Will Hand-Picking of Grapes Soon Be a Thing of the Past?

    Leaders in the grape and wine industry from around the nation and the world gathered recently in Missouri.

     The overwhelming message at the 23rd annual Midwest Grape & Wine Conference at the Lake of the Ozarks, according to Brownfield Ag News, was for producers to be ready for continued labor shortages.

     Keith Striegler, the director of the University of Missouri’s Institute for Continental Climate Viticulture and Enology, says a new state law in Oklahoma that holds growers liable for unknowingly hiring undocumented workers has had a “chilling” effect. So, grape growers, large and small, need to be ready with mechanization.

     “Going to mechanization, there may be fewer jobs, but there will be higher paying jobs and more stable jobs,” Striegler said.

     Dr.
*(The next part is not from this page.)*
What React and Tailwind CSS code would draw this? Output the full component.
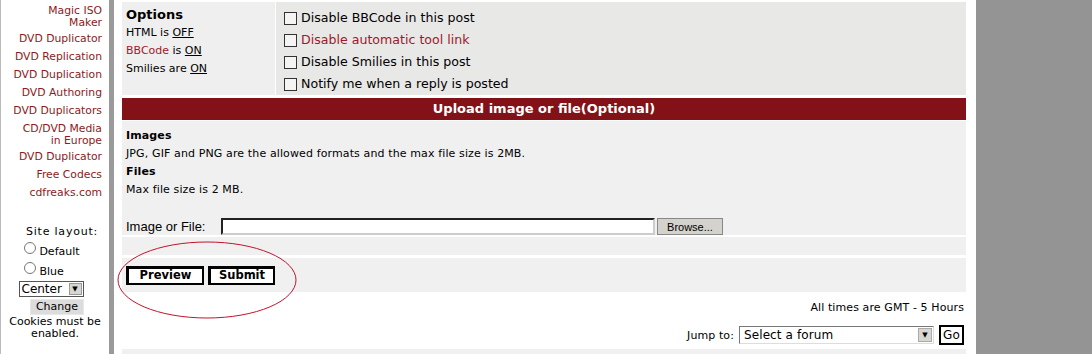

Cesare Intrieri, the professor of viticulture at the University of Bologne in Italy, says mechanization has been in use in his country for 30 years, and the U.S. wine industry has the same problems as Europe – labor shortages and higher labor costs.

     “If the industry stands to increase the size of the vineyards, there will be more and more necessity for mechanization,” Intrieri said.

     He and other experts at the Midwest Grape Conference say mechanization increases the efficiency of pruning, harvesting and canopy management for grape growers, but does not completely replace human labor.

     The importance of crop insurance also was a topic for grape growers, as was the 2008 Farm Bill, which has provisions for expanding specialty crop markets and funding for research. Whether those provisions will remain in the final version remains to be seen.